Hill in Gwynedd, Wales

Gyrn Ddu is a hill near the northeastern corner of the Llŷn Peninsula in the community of Llanaelhaearn in the county of Gwynedd in North Wales. It forms the western half of a wider upland area, another significant top of which is the 510 m summit of Bwlch Mawr to the east.
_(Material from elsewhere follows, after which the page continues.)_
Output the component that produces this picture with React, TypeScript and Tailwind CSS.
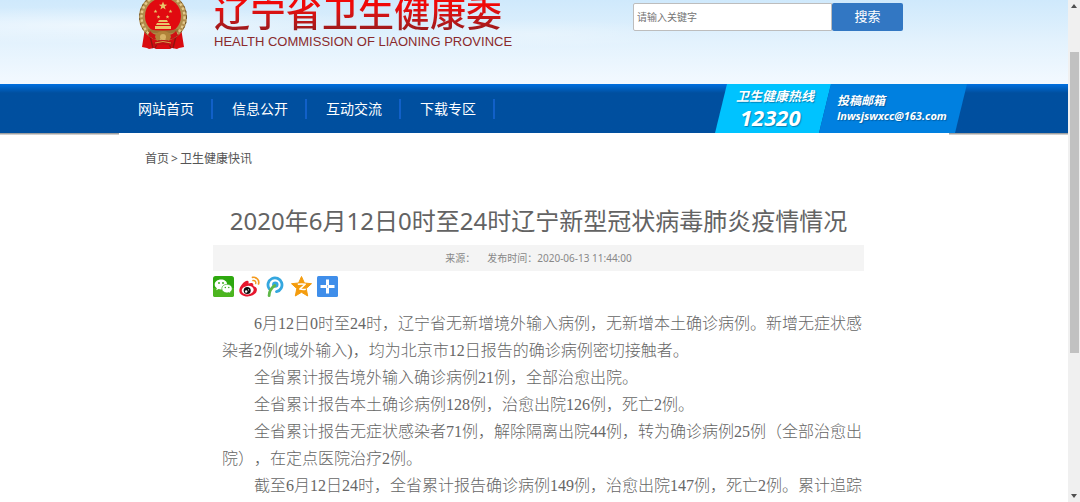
import { FC } from 'react';

const navItems = ['网站首页', '信息公开', '互动交流', '下载专区'];

const paragraphs = [
  '6月12日0时至24时，辽宁省无新增境外输入病例，无新增本土确诊病例。新增无症状感染者2例(域外输入)，均为北京市12日报告的确诊病例密切接触者。',
  '全省累计报告境外输入确诊病例21例，全部治愈出院。',
  '全省累计报告本土确诊病例128例，治愈出院126例，死亡2例。',
  '全省累计报告无症状感染者71例，解除隔离出院44例，转为确诊病例25例（全部治愈出院），在定点医院治疗2例。',
  '截至6月12日24时，全省累计报告确诊病例149例，治愈出院147例，死亡2例。累计追踪',
];

const STAR = 'M0-1 .26-.32.95-.31.39.12.59.81 0 .4-.59.81-.39.12-.95-.31-.26-.32Z';

const Emblem: FC = () => (
  <svg viewBox="0 0 50 58" className="-mt-2 h-[58px] w-[50px] shrink-0" aria-hidden="true">
    <path d="M7 36 4 55l5 1 2 1 5-1 2 1h14l2-1 5 1 2-1 5-1-3-19Z" fill="#d90b10" />
    <path d="M12 44l3 12M38 44l-3 12M20 50l-3 6M30 50l3 6" stroke="#8e1511" strokeWidth="1.4" />
    <ellipse cx="25" cy="25" rx="24" ry="24" fill="#b08d4c" />
    <ellipse cx="25" cy="25" rx="21.5" ry="22" fill="none" stroke="#e3c98b" strokeWidth="2.4" strokeDasharray="2.5 2" />
    <ellipse cx="25" cy="25" rx="23.5" ry="23.5" fill="none" stroke="#6b4d24" strokeWidth="1" strokeDasharray="2 3" />
    <circle cx="25" cy="24" r="18" fill="#e10a10" />
    <g fill="#e9c46a">
      <path d={STAR} transform="translate(25 14) scale(4.4)" />
      <path d={STAR} transform="translate(17.5 19.5) scale(2)" />
      <path d={STAR} transform="translate(20.5 25) scale(2)" />
      <path d={STAR} transform="translate(32.5 19.5) scale(2)" />
      <path d={STAR} transform="translate(29.5 25) scale(2)" />
      <path d="M20 30l1-2h8l1 2ZM18 33l1-2h12l1 2ZM17 34h16v3H17Z" />
    </g>
    <path d="M10 37q15 3 30 0v3q-15 3-30 0Z" fill="#9c7434" />
    <path d="M12 39q5 6 13 3 8 3 13-3l2 4q-7 7-15 3-8 4-15-3Z" fill="#cf1013" />
    <path d="M17 45a8 6 0 0 1 16 0l-2 4q-6-4-12 0Z" fill="#b08339" />
    <circle cx="25" cy="45" r="3" fill="#d8b366" />
    <path d="M16 50q9-4 18 0l1 4q-10-3-20 0Z" fill="#c00f12" />
    <path d="M17 51q8-3 16 0" stroke="#d8a24c" fill="none" />
  </svg>
);

const iconClass = 'block size-[21px]';

const WechatIcon: FC = () => (
  <svg viewBox="0 0 21 21" className={iconClass} aria-hidden="true">
    <rect width="21" height="21" rx="2.5" fill="#2ea80f" />
    <path d="M0 12h21v6.500a2.500 2.500 0 0 1-2.500 2.500h-16A2.500 2.500 0 0 1 0 18.500Z" fill="#4cb51f" />
    <path d="M8 3.500c-3.600 0-6.300 2.200-6.300 5 0 1.600.8 2.900 2.200 3.800l-.7 2 2.400-1.200c.8.2 1.500.3 2.400.3 3.500 0 6.200-2.200 6.200-5s-2.700-4.900-6.200-4.900Z" fill="#fff" />
    <path d="M14 8.300c-3 0-5.200 1.900-5.200 4.300s2.200 4.300 5.200 4.300c.7 0 1.300-.1 1.900-.3l1.900 1-.5-1.700c1.200-.8 1.900-1.900 1.900-3.300 0-2.400-2.200-4.300-5.200-4.300Z" fill="#fff" stroke="#2ea80f" strokeWidth=".6" />
    <g fill="#2ea80f">
      <circle cx="6" cy="7" r=".9" />
      <circle cx="10" cy="7" r=".9" />
      <circle cx="12.300" cy="11.500" r=".7" />
      <circle cx="15.800" cy="11.500" r=".7" />
    </g>
  </svg>
);

const WeiboIcon: FC = () => (
  <svg viewBox="0 0 21 21" className={iconClass} aria-hidden="true">
    <path d="M8.500 4.700c1.300.3 1.300 1.700.9 2.900 2.500-1.200 5.300-1 4.900 1.700 0 .8.300.9 1.100 1.200 1.600.6 2.500 1.600 2.500 3.200 0 3.500-4 6.700-9.300 6.700-4.800 0-8.300-2.400-8.300-6 0-4 5.300-10.200 8.200-9.700Z" fill="#e6162d" />
    <ellipse cx="8.700" cy="14.200" rx="6" ry="4.300" fill="#fff" transform="rotate(-8 8.700 14.200)" />
    <circle cx="8.200" cy="14.600" r="3.500" fill="#0d0d0d" />
    <circle cx="7.200" cy="15.500" r="1.200" fill="#fff" />
    <circle cx="9.500" cy="13.800" r=".6" fill="#fff" />
    <g fill="none" stroke="#f39a1f" strokeLinecap="round">
      <path d="M13.500 1.400c4-.8 7.200 2.800 6 6.600" strokeWidth="1.700" />
      <path d="M13.900 4.500c2-.4 3.400 1.200 2.800 3" strokeWidth="1.400" />
    </g>
  </svg>
);

const TencentIcon: FC = () => (
  <svg viewBox="0 0 21 21" className={iconClass} aria-hidden="true">
    <path d="M4.200 12.800A7 7 0 1 1 11.500 15.700" fill="none" stroke="#35a7df" strokeWidth="2.800" strokeLinecap="round" />
    <circle cx="10.300" cy="8.600" r="3.200" fill="#35a7df" />
    <path d="M9.800 9.500C6 12 4.200 15.500 4.100 19.600" fill="none" stroke="#5fb848" strokeWidth="2.800" strokeLinecap="round" />
  </svg>
);

const QzoneIcon: FC = () => (
  <svg viewBox="0 0 21 21" className={iconClass} aria-hidden="true">
    <path d="M10.500.5 13.400 7l7.100.7-5.300 4.800 1.500 7.500-6.200-3.700L4.300 20l1.500-7.500L.5 7.700 7.600 7Z" fill="#f49c0d" stroke="#f49c0d" strokeLinejoin="round" />
    <path d="M6.800 8.200q4-.6 7.400 0l-5.400 4.900q3 .7 6 .2" fill="none" stroke="#fff" strokeWidth="1.500" strokeLinejoin="round" />
  </svg>
);

const MoreIcon: FC = () => (
  <svg viewBox="0 0 21 21" className={iconClass} aria-hidden="true">
    <rect width="21" height="21" rx="1.500" fill="#3f8eea" />
    <path d="M10.500 3.500v14M3.500 10.500h14" stroke="#fff" strokeWidth="3" />
    <path d="M10.500 9v3" stroke="#3f8eea" strokeWidth=".6" />
  </svg>
);

const shares = [
  { label: '微信', Icon: WechatIcon },
  { label: '新浪微博', Icon: WeiboIcon },
  { label: '腾讯微博', Icon: TencentIcon },
  { label: 'QQ空间', Icon: QzoneIcon },
  { label: '更多', Icon: MoreIcon },
];

const SiteHeader: FC = () => (
  <header className="h-[84px] overflow-hidden bg-[radial-gradient(ellipse_at_8%_30%,#ffffff80,transparent_22%),radial-gradient(ellipse_at_50%_40%,#ffffff40,transparent_20%),linear-gradient(#cfe9fc,#e3f2fd_50%,#f3f9ff)]">
    <div className="mx-auto flex w-full max-w-[830px] items-start pr-[46px] pl-[19px]">
      <Emblem />
      <div className="-mt-1.5 ml-[26px] whitespace-nowrap">
        <p className="bg-linear-to-b from-[#f00808] from-30% to-[#961a1c] to-95% bg-clip-text text-[36px] leading-10 font-medium text-transparent">
          辽宁省卫生健康委
        </p>
        <p className="font-['Liberation_Sans',sans-serif] text-[13px] leading-4 text-[#8a2a2c]">
          HEALTH COMMISSION OF LIAONING PROVINCE
        </p>
      </div>
      <form className="mt-[3px] ml-auto flex h-7" onSubmit={(e) => e.preventDefault()}>
        <input
          type="text"
          aria-label="请输入关键字"
          placeholder="请输入关键字"
          className="w-[199px] rounded-l-xs border border-[#bdbdbd] bg-white px-[3px] text-[10px] placeholder:text-[#757575]"
        />
        <button type="submit" className="w-[71px] rounded-xs bg-[#3277c3] text-[13px] text-white">
          搜索
        </button>
      </form>
    </div>
  </header>
);

const NavBar: FC = () => (
  <nav className="bg-linear-to-b from-[#0070e0] to-[#004f9f] to-[9px]">
    <div className="mx-auto flex h-[49px] w-full max-w-[830px] items-center">
      {navItems.map((item) => (
        <a
          key={item}
          href="#"
          className="w-[94px] shrink-0 border-r-2 border-[#1160c8] pl-0.5 text-center text-[14px] leading-5 text-white"
        >
          {item}
        </a>
      ))}
      <div className="-mr-[18px] ml-auto flex h-full shrink-0 whitespace-nowrap text-white italic font-bold text-shadow-[1px_1px_1px_#00407080]">
        <a
          href="#"
          className="flex w-[116px] flex-col bg-[#00c3ff] pt-1 pl-[21px] [clip-path:polygon(12px_0,100%_0,calc(100%-12px)_100%,0_100%)]"
        >
          <span className="text-[13px] leading-4">卫生健康热线</span>
          <span className="pl-1 text-[22px] leading-[26px]">12320</span>
        </a>
        <a
          href="#"
          className="-ml-3 flex w-[148px] flex-col bg-[#0080e0] pt-[9px] pl-[18px] [clip-path:polygon(12px_0,100%_0,calc(100%-12px)_100%,0_100%)]"
        >
          <span className="text-[12px] leading-4">投稿邮箱</span>
          <span className="text-[11px] leading-[14px]">lnwsjswxcc@163.com</span>
        </a>
      </div>
    </div>
  </nav>
);

const Article: FC = () => (
  <main className="mx-auto w-full max-w-[830px] bg-white">
    <p className="flex gap-0.5 pt-4 pl-[26px] text-[12px] leading-5 text-[#555]">
      <a href="#">首页</a>
      <span>&gt;</span>
      <a href="#">卫生健康快讯</a>
    </p>
    <article className="mr-[85px] ml-[94px]">
      <h1 className="pt-8 text-center text-[24px] leading-10 whitespace-nowrap text-[#636363]">
        2020年6月12日0时至24时辽宁新型冠状病毒肺炎疫情情况
      </h1>
      <p className="mt-1 flex justify-center gap-3 bg-[#f4f4f4] text-[10px] leading-[26px] text-[#888]">
        <span>来源：</span>
        <span>发布时间：2020-06-13 11:44:00</span>
      </p>
      <div className="mt-[5px] flex gap-[5px]">
        {shares.map(({ label, Icon }) => (
          <a key={label} href="#" aria-label={label}>
            <Icon />
          </a>
        ))}
      </div>
      <div className="mt-[13px] pl-[9px] font-['Liberation_Serif','Noto_Sans_CJK_SC',serif] text-[16px] leading-[27px] font-light text-[#666] [text-spacing-trim:space-all]">
        {paragraphs.map((text) => (
          <p key={text} className="indent-8">
            {text}
          </p>
        ))}
      </div>
    </article>
  </main>
);

const ScrollRail: FC = () => (
  <div className="flex h-full w-3 shrink-0 flex-col items-center bg-[#f0f0f0] py-1" aria-hidden="true">
    <svg viewBox="0 0 6 4" className="h-1 w-1.5">
      <path d="M3 0 6 4H0Z" fill="#505050" />
    </svg>
    <div className="mt-11 h-[61%] w-[9px] bg-[#c1c1c1]" />
    <svg viewBox="0 0 6 4" className="mt-auto h-1 w-1.5">
      <path d="M0 0h6L3 4Z" fill="#505050" />
    </svg>
  </div>
);

export default function App() {
  return (
    <div
      lang="zh-CN"
      className="flex h-screen overflow-hidden bg-white font-['Noto_Sans','Noto_Sans_CJK_SC',sans-serif]"
    >
      <div className="min-w-0 flex-1 overflow-hidden">
        <SiteHeader />
        <NavBar />
        <div className="bg-linear-to-b from-[#a0a0a0] from-[1px] to-white to-[2px]">
          <Article />
        </div>
      </div>
      <ScrollRail />
    </div>
  );
}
The distinct northern top of Gyrn Ddu is Gyrn Goch, which attains a height of 492 m. The summit of an eastern top which reaches 491 m is crowned by a prehistoric cairn. To the southwest of Gyrn Ddu is the lower top of Moel Pen-llechog, which reaches a height of 316 m, whilst to the south is the 416 m flat top of Moel Bronmiod.

== Geology ==
In common with a number of other isolated hills in Llŷn, Gyrn Ddu is formed by an igneous intrusion of Palaeozoic age. The northwestern slopes of Gyn Ddu have been quarried in the past and a number of inclines descend the steep slopes beneath them .

== Access ==
A single public footpath crosses the southern flanks of the hill but the larger part of the hill is mapped as open country under the Countryside and Rights of Way Act 2000 and therefore freely available to walkers. A further public footpath runs from the hamlet of Gyrn Goch to the edge of the open country on its northern flanks.